Write out all lines holding the word "React".

INFORMATION PROVIDED
+++
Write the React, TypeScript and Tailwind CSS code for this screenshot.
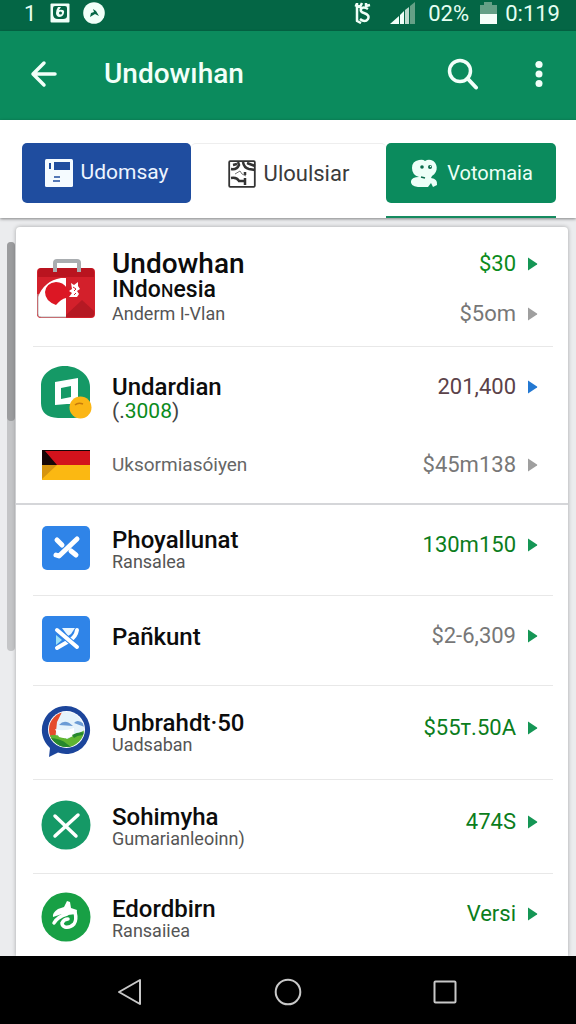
import React from "react";

const FONT = "font-['Roboto','Liberation_Sans',sans-serif]";

function Caret({ color }: { color: string }) {
  return (
    <svg viewBox="0 0 12 14" className={`h-[14px] w-3 shrink-0 ${color}`} aria-hidden="true">
      <path d="M1 .5 10 6.5Q10.600 7 10 7.500L1 13.500Z" fill="currentColor" />
    </svg>
  );
}

function BriefcaseIcon() {
  return (
    <svg viewBox="0 0 58 60" className="h-[60px] w-[58px]" aria-hidden="true">
      <rect x="0" y="9" width="58" height="50" rx="4" fill="#d3202b" />
      <path d="M1 13q0-4 4-4h48q4 0 4 4v5H1Z" fill="#b9141f" />
      <path d="M18 13V4q0-2 2-2h20q2 0 2 2v9" fill="none" stroke="#a9adb0" strokeWidth="4" />
      <path d="M1 19h28v39H4q-3 0-3-3Z" fill="#fff" />
      <path d="M1 19h23Q7 22 1 38Z" fill="#d3202b" />
      <path d="M29 58V56L45 41 57 52V55q0 3-3 3Z" fill="#b51923" />
      <path d="M1 35v20q0 3 3 3h25" fill="none" stroke="#b9b9b9" />
      <path d="M19 23q7 0 11 6l3 2v6l-4 2q-5 1-10 7-11-4-11-13 1-9 11-10Z" fill="#dc1724" />
      <path d="m34 24 3 2 4-3v4l2 3-3 2 2 3-2 3h-8l3-4-3-2 3-2Z" fill="#fff" />
      <path d="m36 28 3 2-2 2m2 2-2 2" fill="none" stroke="#d3202b" />
    </svg>
  );
}

function CoinIcon() {
  return (
    <svg viewBox="0 0 52 54" className="h-[54px] w-[52px]" aria-hidden="true">
      <path d="M25 1C38 1 50 10 50 22v14c0 11-6 17-17 17H18Q1 52 1 38V20C1 9 12 1 25 1Z" fill="#159966" />
      <path fillRule="evenodd" d="m15 17 23-4v26H27l-12 1Zm6 6v11l10-2V21Z" fill="#fff" />
      <circle cx="40.500" cy="42.500" r="11" fill="#fbb615" />
      <path d="M35 40q3-3 8-1" fill="none" stroke="#c77b0b" strokeWidth="1.500" />
    </svg>
  );
}

function FlagIcon() {
  return (
    <svg viewBox="0 0 48 30" className="h-[30px] w-12" aria-hidden="true">
      <path d="M0 0h48v15H0Z" fill="#d3121c" />
      <path d="M0 0h48v1H3l12 14H0Z" fill="#170607" />
      <path d="M0 15h48v15H0Z" fill="#fbb812" />
      <path d="M0 15h15L0 29Z" fill="#d6940f" />
    </svg>
  );
}

function BlueCheckIcon() {
  return (
    <svg viewBox="0 0 48 44" className="h-11 w-12" aria-hidden="true">
      <rect width="48" height="44" rx="5" fill="#2f84e8" />
      <path d="m15 14 5 5m9 6 5 4" stroke="#fff" strokeWidth="5" strokeLinecap="round" />
      <path d="m14 29 3 1 18-17" fill="none" stroke="#fff" strokeWidth="5" strokeLinecap="round" strokeLinejoin="round" />
    </svg>
  );
}

function BlueCrossIcon() {
  return (
    <svg viewBox="0 0 48 46" className="h-[46px] w-12" aria-hidden="true">
      <rect width="48" height="46" rx="5" fill="#2f84e8" />
      <path d="M20 12h13l-4 6-3 2Z" fill="#e9f6ff" />
      <path d="m14 19 6 5-6 5Z" fill="#9be0f7" />
      <path d="M35 14q-1 7-8 11l-12 7" fill="none" stroke="#fff" strokeWidth="4" strokeLinecap="round" />
      <path d="m15 14 20 17" stroke="#2f84e8" strokeWidth="6" />
      <path d="m15 14 20 17" stroke="#fff" strokeWidth="4" strokeLinecap="round" />
    </svg>
  );
}

function LandscapeIcon() {
  return (
    <svg viewBox="0 0 50 52" className="h-[52px] w-[50px]" aria-hidden="true">
      <defs>
        <clipPath id="scene">
          <circle cx="25.500" cy="24.500" r="17.500" />
        </clipPath>
      </defs>
      <path d="M25 1a24 24 0 1 1-8 46.600L8 52l1-9A24 24 0 0 1 25 1Z" fill="#1c459b" />
      <circle cx="25.500" cy="24.500" r="18.500" fill="#fff" />
      <g clipPath="url(#scene)">
        <path d="M7 6h37v38H7Z" fill="#e5f3fb" />
        <path d="M5 5h17l-6 12-2 19H5Z" fill="#e54b2a" />
        <path d="M18 20q6-7 14 1Zm15-2q4-5 11 2v2Z" fill="#6b9cd5" />
        <path d="M6 31q10-3 20 3l18-9v20H6Z" fill="#5fb531" />
        <path d="M6 33q14 0 20 6t12 0v7H8Z" fill="#26872d" />
        <path d="M14 24q8 3 19-1v7q-7 5-15 2Z" fill="#fff" />
        <path d="M31 30q7-4 14-2v3q-7-2-12 2Z" fill="#26872d" />
      </g>
    </svg>
  );
}

function GreenCrossIcon() {
  return (
    <svg viewBox="0 0 50 50" className="h-[50px] w-[50px]" aria-hidden="true">
      <circle cx="25" cy="25" r="24.500" fill="#159966" />
      <path d="m14 16 21 20M37 15 14 36" stroke="#fff" strokeWidth="3.500" strokeLinecap="round" />
    </svg>
  );
}

function GreenSwirlIcon() {
  return (
    <svg viewBox="0 0 50 50" className="h-[50px] w-[50px]" aria-hidden="true">
      <circle cx="25" cy="25" r="24.500" fill="#18a045" />
      <path d="m26 9 3 1 1 6 6 2-1 4-8 1-6-1-9 3q-1-4 5-8l6-2Z" fill="#fff" />
      <path d="M13 31q3-6 13-9M34 20q2 8-1 12-4 4-9 3-3-1-3-4 2-4 6-4" fill="none" stroke="#fff" strokeWidth="3.500" strokeLinecap="round" />
    </svg>
  );
}

type Item = {
  title: string;
  sub?: string;
  value: string;
  valueColor: string;
  icon: React.ReactNode;
  height: string;
};

const items: Item[] = [
  { title: "Phoyallunat", sub: "Ransalea", value: "130m150", valueColor: "text-[#0b7d1c]", icon: <BlueCheckIcon />, height: "h-[91px]" },
  { title: "Pañkunt", value: "$2-6,309", valueColor: "text-[#777777]", icon: <BlueCrossIcon />, height: "h-[90px]" },
  { title: "Unbrahdt·50", sub: "Uadsaban", value: "$55т.50A", valueColor: "text-[#0b7d1c]", icon: <LandscapeIcon />, height: "h-[94px]" },
  { title: "Sohimyha", sub: "Gumarianleoinn)", value: "474S", valueColor: "text-[#0b7d1c]", icon: <GreenCrossIcon />, height: "h-[94px]" },
  { title: "Edordbirn", sub: "Ransaiiea", value: "Versi", valueColor: "text-[#0b7d1c]", icon: <GreenSwirlIcon />, height: "h-[90px]" },
];

const VALUE = "flex items-center gap-[11px] text-[22px] leading-[26px]";
const TITLE = "text-[24px] font-medium leading-6 text-[#0c0c0c]";
const SUB = "text-[18px] leading-5 text-[#555555]";
const ICON = "flex w-[58px] shrink-0 items-center justify-center";

function StatusBar() {
  return (
    <div className="flex h-[31px] items-center bg-[#046645] pb-[5px] pl-6 pr-4 text-[22px] text-[#e6fff2]">
      <span className="w-[26px]">1</span>
      <svg viewBox="0 0 20 20" className="h-5 w-5" aria-hidden="true">
        <rect x=".5" y=".5" width="19" height="19" rx="1" fill="#f0fff8" />
        <path d="M5 3h10q2 0 2 2v8q0 3-4 3H8q-5 0-5-5V5q0-2 2-2Z" fill="#046645" />
        <path d="M8 4h3L9 7q6-1 5 3-1 4-5 4-3-1-3-4 0-3 2-6Z" fill="#f0fff8" />
        <circle cx="10.500" cy="10" r="1.500" fill="#046645" />
      </svg>
      <svg viewBox="0 0 22 22" className="ml-[13px] h-[22px] w-[22px]" aria-hidden="true">
        <circle cx="11" cy="11" r="10.800" fill="#f0fff8" />
        <path d="m10 7 3 2 3 5-4-2-5 3 1-4 3-1Z" fill="#046645" />
      </svg>
      <div className="ml-auto flex items-center">
        <svg viewBox="0 0 18 22" className="h-[22px] w-[18px]" aria-hidden="true">
          <path d="M3 1v18l4 2M1 3l5 2 2-4M12 1v3l4-1M14 7q-5-3-7 0-1 3 3 4 6 2 4 6-3 4-8 0" fill="none" stroke="#effff7" strokeWidth="2.500" strokeLinejoin="round" />
        </svg>
        <svg viewBox="0 0 26 22" className="ml-[18px] h-[22px] w-[26px]" aria-hidden="true">
          <path d="M0 22 9 14v8Zm10-9 4-4v13h-4Z" fill="#f0fff8" />
          <path d="m15 8 4-3v17h-4Z" fill="#bedacd" />
          <path d="m20 4 5-4v22h-5Z" fill="#65a086" />
        </svg>
        <span className="ml-3 w-[48px]">02%</span>
        <svg viewBox="0 0 17 22" className="ml-1 h-[22px] w-[17px]" aria-hidden="true">
          <path d="M0 3h4V0h8v3h5v9H0Z" fill="#65a086" />
          <path d="M0 12h17v10H0Z" fill="#f5fff9" />
        </svg>
        <span className="ml-2">0:119</span>
      </div>
    </div>
  );
}

function AppBar() {
  return (
    <header className="z-10 flex h-[89px] items-center bg-[#0b8b5d] pb-[3px] pl-[30px] pr-[26px] text-[#f2fff9] shadow-[0_1px_3px_rgba(0,0,0,0.3)]">
      <button type="button" aria-label="Back">
        <svg viewBox="0 0 28 28" className="h-7 w-7" aria-hidden="true">
          <path d="M14 3 3 14l11 11M3 14h22" fill="none" stroke="currentColor" strokeWidth="3.500" strokeLinecap="round" strokeLinejoin="round" />
        </svg>
      </button>
      <h1 className="ml-[46px] text-[28px] font-medium leading-9">Undowıhan</h1>
      <button type="button" aria-label="Search" className="ml-auto">
        <svg viewBox="0 0 32 32" className="h-8 w-8" aria-hidden="true">
          <circle cx="13" cy="13" r="10.500" fill="none" stroke="currentColor" strokeWidth="3.500" />
          <path d="m20.500 20.500 8.500 9" stroke="currentColor" strokeWidth="4" strokeLinecap="round" />
        </svg>
      </button>
      <button type="button" aria-label="More options" className="ml-[49px]">
        <svg viewBox="0 0 22 28" className="h-7 w-[22px]" aria-hidden="true">
          <circle cx="11" cy="4.500" r="3.600" fill="currentColor" />
          <circle cx="11" cy="14" r="3.500" fill="currentColor" />
          <circle cx="11" cy="23.500" r="3.500" fill="currentColor" />
        </svg>
      </button>
    </header>
  );
}

function Tabs() {
  const tab = "flex h-[60px] items-center justify-center gap-2 rounded-[5px]";
  return (
    <nav className="z-10 grid h-[98px] grid-cols-[169fr_195fr_170fr] bg-white pl-[22px] pr-5 pt-[23px] shadow-[0_1px_3px_rgba(0,0,0,0.45)]">
      <button type="button" className={`${tab} bg-[#1f4d9f] text-[21px] text-[#edf5ff]`}>
        <svg viewBox="0 0 28 28" className="h-7 w-7" aria-hidden="true">
          <rect width="28" height="28" rx="1.500" fill="#f5fbff" />
          <path d="M9 3h16v8H9ZM4 4h2v6H4Z" fill="#1f4d9f" />
          <path d="M9 18h6m-7 4h7" stroke="#1f4d9f" strokeWidth="1.500" />
        </svg>
        Udomsay
      </button>
      <button type="button" className={`${tab} border-t border-[#eeeeee] text-[22px] text-[#3b3b3b]`}>
        <svg viewBox="0 0 28 28" className="h-7 w-7" aria-hidden="true">
          <rect x="1.200" y="1.200" width="25.600" height="25.600" rx="1" fill="none" stroke="#333" strokeWidth="1.800" />
          <path d="M3 9q6 1 8-4l-1-3M15 2q1 6 6 7l6 1M5 5l4-1M19 3l8 3M3 18q6-1 8 3h5M17 12v3m0 3v7" fill="none" stroke="#333" strokeWidth="2.500" />
          <path d="m7 14 5-3 2 3 4 2" fill="none" stroke="#777" />
        </svg>
        Uloulsiar
      </button>
      <div className="flex flex-col justify-between">
        <button type="button" className={`${tab} w-full bg-[#0b8b5d] text-[20px] text-[#edfff6]`}>
          <svg viewBox="0 0 30 30" className="h-[30px] w-[30px]" aria-hidden="true">
            <path d="M10 2q4-1 6 1 3-2 6-1c7 2 8 12 1 16l-1 2q7 1 6 7l-4 2-2-4-3 4H9q-8-1-7-6 1-4 8-4-7-2-7-9 0-7 7-8Z" fill="#edfff8" />
            <circle cx="13" cy="9" r="1.800" fill="#0b6b4c" />
            <circle cx="21" cy="9" r="2" fill="#0b6b4c" />
            <circle cx="21.500" cy="8.500" r=".7" fill="#edfff8" />
            <path d="m12 19 4 1" fill="none" stroke="#0b6b4c" strokeWidth="1.500" />
          </svg>
          Votomaia
        </button>
        <div className="h-[2px] bg-[#168b60]" />
      </div>
    </nav>
  );
}

export default function App() {
  return (
    <div className={`flex min-h-screen flex-col bg-[#ebecee] ${FONT}`}>
      <StatusBar />
      <AppBar />
      <Tabs />
      <main className="flex min-h-0 flex-1 pr-2">
        <div className="w-4 shrink-0 pl-[7px] pt-6" aria-hidden="true">
          <div className="h-[409px] w-2 rounded-full bg-[#c4c5c7]">
            <div className="h-[179px] rounded-full bg-[#9b9c9e]" />
          </div>
        </div>
        <div className="mt-[9px] h-[729px] flex-1 overflow-hidden rounded-t-[4px] bg-white shadow-[0_0_4px_rgba(0,0,0,0.3)]">
          <ul>
            <li className="ml-[17px] mr-[15px] flex h-[120px] border-b border-[#e8e8e8] pl-1 pr-[14px] pt-6">
              <div className={`${ICON} h-[75px]`}>
                <BriefcaseIcon />
              </div>
              <div className="ml-[17px] flex-1">
                <h2 className="text-[28px] font-medium leading-[26px] text-[#0c0c0c]">Undowhan</h2>
                <p className="text-[23px] font-medium leading-[25px] text-[#0c0c0c]">INdoɴesia</p>
                <p className="text-[18px] leading-6 text-[#555555]">Anderm I-Vlan</p>
              </div>
              <div className="flex h-[76px] flex-col items-end justify-between">
                <div className={`${VALUE} text-[#0b8b1c]`}>
                  $30
                  <Caret color="text-[#159655]" />
                </div>
                <div className={`${VALUE} text-[#777777]`}>
                  $5om
                  <Caret color="text-[#9f9f9f]" />
                </div>
              </div>
            </li>
            <li className="border-b-2 border-[#d5d6d9] pl-[21px] pr-[29px] pt-[18px]">
              <div className="flex h-[70px]">
                <div className={`${ICON} h-[54px]`}>
                  <CoinIcon />
                </div>
                <div className="ml-[17px] flex-1 pt-[10px]">
                  <h2 className={TITLE}>Undardian</h2>
                  <p className="text-[21px] leading-6 text-[#444444]">
                    (.<span className="text-[#0b8b1c]">3008</span>)
                  </p>
                </div>
                <div className={`${VALUE} mt-[9px] h-[26px] text-[#5b4249]`}>
                  201,400
                  <Caret color="text-[#2378d2]" />
                </div>
              </div>
              <div className="flex h-[68px] items-center pb-2">
                <div className={ICON}>
                  <FlagIcon />
                </div>
                <p className="ml-[17px] flex-1 text-[19px] text-[#666666]">Uksormiasóiyen</p>
                <div className={`${VALUE} text-[#777777]`}>
                  $45m138
                  <Caret color="text-[#9f9f9f]" />
                </div>
              </div>
            </li>
            {items.map((item) => (
              <li
                key={item.title}
                className={`ml-[17px] mr-[15px] flex items-center border-b border-[#e8e8e8] pb-1 pl-1 pr-[14px] last:border-0 ${item.height}`}
              >
                <div className={ICON}>{item.icon}</div>
                <div className={`ml-[17px] flex-1 ${item.sub ? "pt-1" : "pb-1"}`}>
                  <h2 className={TITLE}>{item.title}</h2>
                  {item.sub && <p className={SUB}>{item.sub}</p>}
                </div>
                <div className={`${VALUE} pb-[6px] ${item.valueColor}`}>
                  {item.value}
                  <Caret color="text-[#159655]" />
                </div>
              </li>
            ))}
          </ul>
        </div>
      </main>
      <footer className="z-10 flex h-[68px] items-center justify-between bg-black pl-[117px] pr-[118px] pt-[3px] text-[#c8c8c8]">
        <button type="button" aria-label="Navigate back">
          <svg viewBox="0 0 26 28" className="h-7 w-[26px]" aria-hidden="true">
            <path d="M23 2v24L2 14Z" fill="none" stroke="currentColor" strokeWidth="2" strokeLinejoin="round" />
          </svg>
        </button>
        <button type="button" aria-label="Home">
          <svg viewBox="0 0 28 28" className="h-7 w-7" aria-hidden="true">
            <circle cx="14" cy="14" r="12.300" fill="none" stroke="currentColor" strokeWidth="2" />
          </svg>
        </button>
        <button type="button" aria-label="Recent apps">
          <svg viewBox="0 0 26 26" className="h-[26px] w-[26px]" aria-hidden="true">
            <rect x="2.500" y="2.500" width="21" height="21" rx="1" fill="none" stroke="currentColor" strokeWidth="2" />
          </svg>
        </button>
      </footer>
    </div>
  );
}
+++
SOLUTION TO THE EXERCISE
Write the React, TypeScript and Tailwind CSS code for this screenshot.
import React from "react";
  icon: React.ReactNode;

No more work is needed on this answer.